KHNC
- Johnstown, Colorado; United States;
- Broadcast area: Fort Collins-Greeley
- Frequency: 1360 kHz
- Branding: 1360 KHNC: The Lion

Programming
- Format: Conservative talk radio
- Affiliations: Genesis Communications Network; Salem Radio Network;

Ownership
- Owner: Joe Jaquint; (Excursion Broadcasting Network, LLC);

History
- First air date: January 1993
- Former call signs: KZOI (1986–1989, CP)

Technical information
- Licensing authority: FCC
- Facility ID: 17183
- Class: B
- Power: 10,000 watts day; 1,000 watts night;
- Transmitter coordinates: 40°23′10.9″N 104°54′20.9″W﻿ / ﻿40.386361°N 104.905806°W

Links
- Public license information: Public file; LMS;
- Website: 1360khnc.com

= KHNC =

Radio station in Johnstown, Colorado

KHNC (1360 AM) "The Lion" is a privately owned radio station broadcasting a conservative talk format in Johnstown, Colorado, United States.

==History==
KHNC began broadcasting in January 1993. It was originally owned by Donald and Sharon Wiedeman, broadcasting the same conservative talk format it has carried since. The station first gained notoriety in 1996 when the Montana Freemen called into the station during their 81-day standoff with the FBI, though the station was already airing programming that espoused conspiracy theories and railed against the "New World Order". Known initially as the "USA Patriot Network", KHNC rebranded as the "American Freedom Network" after the Oklahoma City bombing in 1995. Some of its programming also aired over shortwave station WWCR.

On November 29, 1997, a fire broke out at KHNC's studio base, destroying the former farm store, which also housed a magazine known as American Freedom. The blaze was started by a faulty hot plate inside the residence of Suzanne Harris and Peter Ludwell, who hosted a show on the station and lived in the building; the transmitter, located on Wiedeman's 600 acre farm, was not damaged.

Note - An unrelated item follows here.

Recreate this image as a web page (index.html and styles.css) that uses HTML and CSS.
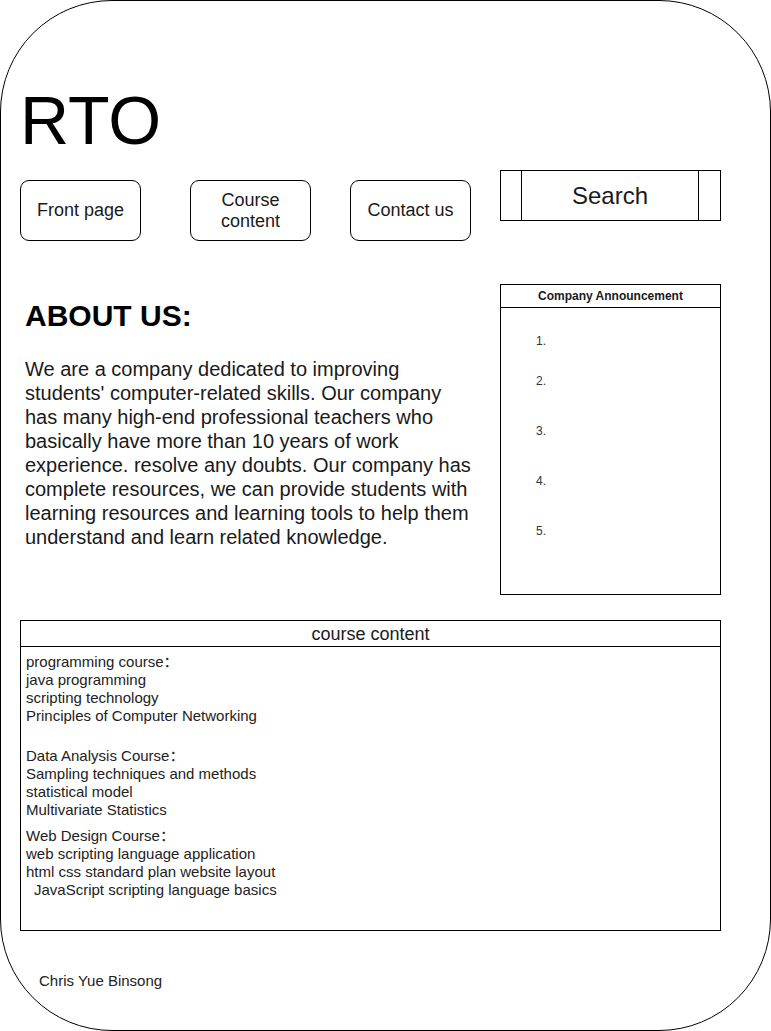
FILE: index.html
```html
<!DOCTYPE html>
<html lang="en">
<head>
<meta charset="utf-8">
<title>RTO</title>
<link rel="stylesheet" href="styles.css">
</head>
<body>
<div class="frame">
  <h1 class="logo">RTO</h1>

  <nav class="nav">
    <a class="nav-btn">Front page</a>
    <a class="nav-btn nav-btn--second">Course<br>content</a>
    <a class="nav-btn nav-btn--third">Contact us</a>
    <div class="search">
      <span class="search-side"></span>
      <span class="search-label">Search</span>
      <span class="search-side"></span>
    </div>
  </nav>

  <section class="main">
    <div class="about">
      <h2 class="about-title">ABOUT US:</h2>
      <p class="about-text">We are a company dedicated to improving students' computer-related skills. Our company has many high-end professional teachers who basically have more than 10 years of work experience. resolve any doubts. Our company has complete resources, we can provide students with learning resources and learning tools to help them understand and learn related knowledge.</p>
    </div>
    <aside class="announce">
      <div class="announce-head">Company Announcement</div>
      <ol class="announce-list">
        <li class="announce-item"></li>
        <li class="announce-item announce-item--near"></li>
        <li class="announce-item"></li>
        <li class="announce-item"></li>
        <li class="announce-item"></li>
      </ol>
    </aside>
  </section>

  <section class="courses">
    <div class="courses-head">course content</div>
    <div class="courses-body">
      <div class="course-group">
        <div>programming course：</div>
        <div>java programming</div>
        <div>scripting technology</div>
        <div>Principles of Computer Networking</div>
      </div>
      <div class="course-group course-group--wide">
        <div>Data Analysis Course：</div>
        <div>Sampling techniques and methods</div>
        <div>statistical model</div>
        <div>Multivariate Statistics</div>
      </div>
      <div class="course-group course-group--tight">
        <div>Web Design Course：</div>
        <div>web scripting language application</div>
        <div>html css standard plan website layout</div>
        <div class="indent">JavaScript scripting language basics</div>
      </div>
    </div>
  </section>

  <footer class="footer">Chris Yue Binsong</footer>
</div>
</body>
</html>
```

FILE: styles.css
```css
* {
  box-sizing: border-box;
}

html, body {
  margin: 0;
  padding: 0;
  background: #ffffff;
}

body {
  font-family: "Liberation Sans", Arial, "Noto Sans CJK SC", sans-serif;
  color: #000;
}

.frame {
  width: 771px;
  height: 1031px;
  border: 1px solid #000;
  border-radius: 112px;
  padding: 79px 0 0 19px;
  overflow: hidden;
}

.logo {
  margin: 0;
  font-size: 68px;
  line-height: 80px;
  font-weight: normal;
  height: 80px;
}

.nav {
  display: flex;
  align-items: flex-start;
  margin-top: 10px;
}

.nav-btn {
  width: 121px;
  height: 61px;
  margin-top: 10px;
  border: 1px solid #000;
  border-radius: 9px;
  display: flex;
  align-items: center;
  justify-content: center;
  text-align: center;
  font-size: 18px;
  line-height: 21px;
  color: #1a1a1a;
}

.nav-btn--second {
  margin-left: 49px;
}

.nav-btn--third {
  margin-left: 39px;
}

.search {
  margin-left: 29px;
  width: 221px;
  height: 51px;
  border: 1px solid #000;
  display: grid;
  grid-template-columns: 21px 1fr 22px;
}

.search-side {
  display: block;
}

.search-side:first-child {
  border-right: 1px solid #000;
}

.search-side:last-child {
  border-left: 1px solid #000;
}

.search-label {
  display: flex;
  align-items: center;
  justify-content: center;
  font-size: 24px;
  color: #1a1a1a;
}

.main {
  display: flex;
  align-items: flex-start;
  margin-top: 43px;
}

.about {
  width: 455px;
  margin-left: 5px;
  padding-top: 14px;
}

.about-title {
  margin: 0;
  font-size: 30px;
  line-height: 36px;
  font-weight: bold;
}

.about-text {
  width: 448px;
  margin: 23px 0 0 0;
  font-size: 20px;
  line-height: 24px;
  color: #1a1a1a;
}

.announce {
  margin-left: 20px;
  width: 221px;
  height: 311px;
  border: 1px solid #000;
}

.announce-head {
  height: 23px;
  border-bottom: 1px solid #000;
  font-size: 12px;
  font-weight: bold;
  line-height: 22px;
  text-align: center;
  color: #1a1a1a;
}

.announce-list {
  margin: 0;
  padding: 26px 0 0 35px;
  list-style: decimal inside;
  font-size: 12px;
  line-height: 14px;
  color: #333;
}

.announce-item {
  height: 14px;
  margin-top: 36px;
}

.announce-item:first-child {
  margin-top: 0;
}

.announce-item--near {
  margin-top: 26px;
}

.courses {
  margin-top: 25px;
  width: 701px;
  height: 311px;
  border: 1px solid #000;
}

.courses-head {
  height: 26px;
  border-bottom: 1px solid #000;
  font-size: 18px;
  line-height: 27px;
  text-align: center;
  color: #1a1a1a;
}

.courses-body {
  padding: 6px 0 0 5px;
  font-size: 15px;
  line-height: 18px;
  color: #222;
}

.course-group--wide {
  margin-top: 22px;
}

.course-group--tight {
  margin-top: 8px;
}

.indent {
  padding-left: 8px;
}

.footer {
  margin: 41px 0 0 19px;
  font-size: 15px;
  line-height: 18px;
  color: #222;
}
```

Wiedeman died in 2015. In 2019, Joe Jaquint, who already hosted the "Patriot Radio News Hour" which aired on the station, acquired KHNC for $250,000 through his wholly owned Patriot Trading Metals Group. Effective February 28, 2020, Jaquint transferred the station's license to Excursion Broadcasting Network, LLC, of which he is two-thirds owner.